EXERCISE DETAILS: Quote every line below exactly as it reads.

start ENTRIES

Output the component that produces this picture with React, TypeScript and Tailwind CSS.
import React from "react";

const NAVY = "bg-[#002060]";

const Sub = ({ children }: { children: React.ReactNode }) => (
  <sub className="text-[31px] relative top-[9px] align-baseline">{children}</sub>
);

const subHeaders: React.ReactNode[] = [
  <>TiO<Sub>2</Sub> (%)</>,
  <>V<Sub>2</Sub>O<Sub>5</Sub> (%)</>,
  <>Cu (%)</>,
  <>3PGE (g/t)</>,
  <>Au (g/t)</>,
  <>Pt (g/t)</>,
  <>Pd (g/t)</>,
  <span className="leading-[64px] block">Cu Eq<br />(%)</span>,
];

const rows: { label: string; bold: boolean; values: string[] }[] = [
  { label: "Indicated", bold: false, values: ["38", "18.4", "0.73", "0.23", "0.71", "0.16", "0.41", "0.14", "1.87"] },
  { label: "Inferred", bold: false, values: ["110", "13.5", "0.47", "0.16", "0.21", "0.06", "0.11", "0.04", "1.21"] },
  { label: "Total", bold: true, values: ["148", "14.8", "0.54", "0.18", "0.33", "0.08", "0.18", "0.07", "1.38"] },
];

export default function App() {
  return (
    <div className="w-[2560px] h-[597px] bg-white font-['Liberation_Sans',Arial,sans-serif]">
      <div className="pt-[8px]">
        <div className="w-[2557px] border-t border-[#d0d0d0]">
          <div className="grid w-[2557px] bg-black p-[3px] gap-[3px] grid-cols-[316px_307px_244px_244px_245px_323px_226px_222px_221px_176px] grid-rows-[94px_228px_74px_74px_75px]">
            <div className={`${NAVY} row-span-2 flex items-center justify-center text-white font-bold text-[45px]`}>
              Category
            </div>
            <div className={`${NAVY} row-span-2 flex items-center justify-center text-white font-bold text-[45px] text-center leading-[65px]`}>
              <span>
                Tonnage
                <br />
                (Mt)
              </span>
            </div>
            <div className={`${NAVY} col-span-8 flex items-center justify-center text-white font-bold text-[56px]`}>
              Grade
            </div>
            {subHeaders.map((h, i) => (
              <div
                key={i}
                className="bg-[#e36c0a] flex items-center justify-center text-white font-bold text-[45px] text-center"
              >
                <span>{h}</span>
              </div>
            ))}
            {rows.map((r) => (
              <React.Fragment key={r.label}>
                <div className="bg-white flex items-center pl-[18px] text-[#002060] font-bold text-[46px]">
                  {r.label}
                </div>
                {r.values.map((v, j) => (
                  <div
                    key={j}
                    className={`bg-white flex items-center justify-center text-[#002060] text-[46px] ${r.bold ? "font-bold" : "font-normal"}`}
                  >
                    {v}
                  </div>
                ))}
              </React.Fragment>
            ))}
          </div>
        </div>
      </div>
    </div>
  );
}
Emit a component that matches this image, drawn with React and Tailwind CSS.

end ENTRIES

RESULT OF THIS TASK:
Output the component that produces this picture with React, TypeScript and Tailwind CSS.
import React from "react";

const NAVY = "bg-[#002060]";

const Sub = ({ children }: { children: React.ReactNode }) => (
  <sub className="text-[31px] relative top-[9px] align-baseline">{children}</sub>
);

const subHeaders: React.ReactNode[] = [
  <>TiO<Sub>2</Sub> (%)</>,
  <>V<Sub>2</Sub>O<Sub>5</Sub> (%)</>,
  <>Cu (%)</>,
  <>3PGE (g/t)</>,
  <>Au (g/t)</>,
  <>Pt (g/t)</>,
  <>Pd (g/t)</>,
  <span className="leading-[64px] block">Cu Eq<br />(%)</span>,
];

const rows: { label: string; bold: boolean; values: string[] }[] = [
  { label: "Indicated", bold: false, values: ["38", "18.4", "0.73", "0.23", "0.71", "0.16", "0.41", "0.14", "1.87"] },
  { label: "Inferred", bold: false, values: ["110", "13.5", "0.47", "0.16", "0.21", "0.06", "0.11", "0.04", "1.21"] },
  { label: "Total", bold: true, values: ["148", "14.8", "0.54", "0.18", "0.33", "0.08", "0.18", "0.07", "1.38"] },
];

export default function App() {
  return (
    <div className="w-[2560px] h-[597px] bg-white font-['Liberation_Sans',Arial,sans-serif]">
      <div className="pt-[8px]">
        <div className="w-[2557px] border-t border-[#d0d0d0]">
          <div className="grid w-[2557px] bg-black p-[3px] gap-[3px] grid-cols-[316px_307px_244px_244px_245px_323px_226px_222px_221px_176px] grid-rows-[94px_228px_74px_74px_75px]">
            <div className={`${NAVY} row-span-2 flex items-center justify-center text-white font-bold text-[45px]`}>
              Category
            </div>
            <div className={`${NAVY} row-span-2 flex items-center justify-center text-white font-bold text-[45px] text-center leading-[65px]`}>
              <span>
                Tonnage
                <br />
                (Mt)
              </span>
            </div>
            <div className={`${NAVY} col-span-8 flex items-center justify-center text-white font-bold text-[56px]`}>
              Grade
            </div>
            {subHeaders.map((h, i) => (
              <div
                key={i}
                className="bg-[#e36c0a] flex items-center justify-center text-white font-bold text-[45px] text-center"
              >
                <span>{h}</span>
              </div>
            ))}
            {rows.map((r) => (
              <React.Fragment key={r.label}>
                <div className="bg-white flex items-center pl-[18px] text-[#002060] font-bold text-[46px]">
                  {r.label}
                </div>
                {r.values.map((v, j) => (
                  <div
                    key={j}
                    className={`bg-white flex items-center justify-center text-[#002060] text-[46px] ${r.bold ? "font-bold" : "font-normal"}`}
                  >
                    {v}
                  </div>
                ))}
              </React.Fragment>
            ))}
          </div>
        </div>
      </div>
    </div>
  );
}
Emit a component that matches this image, drawn with React and Tailwind CSS.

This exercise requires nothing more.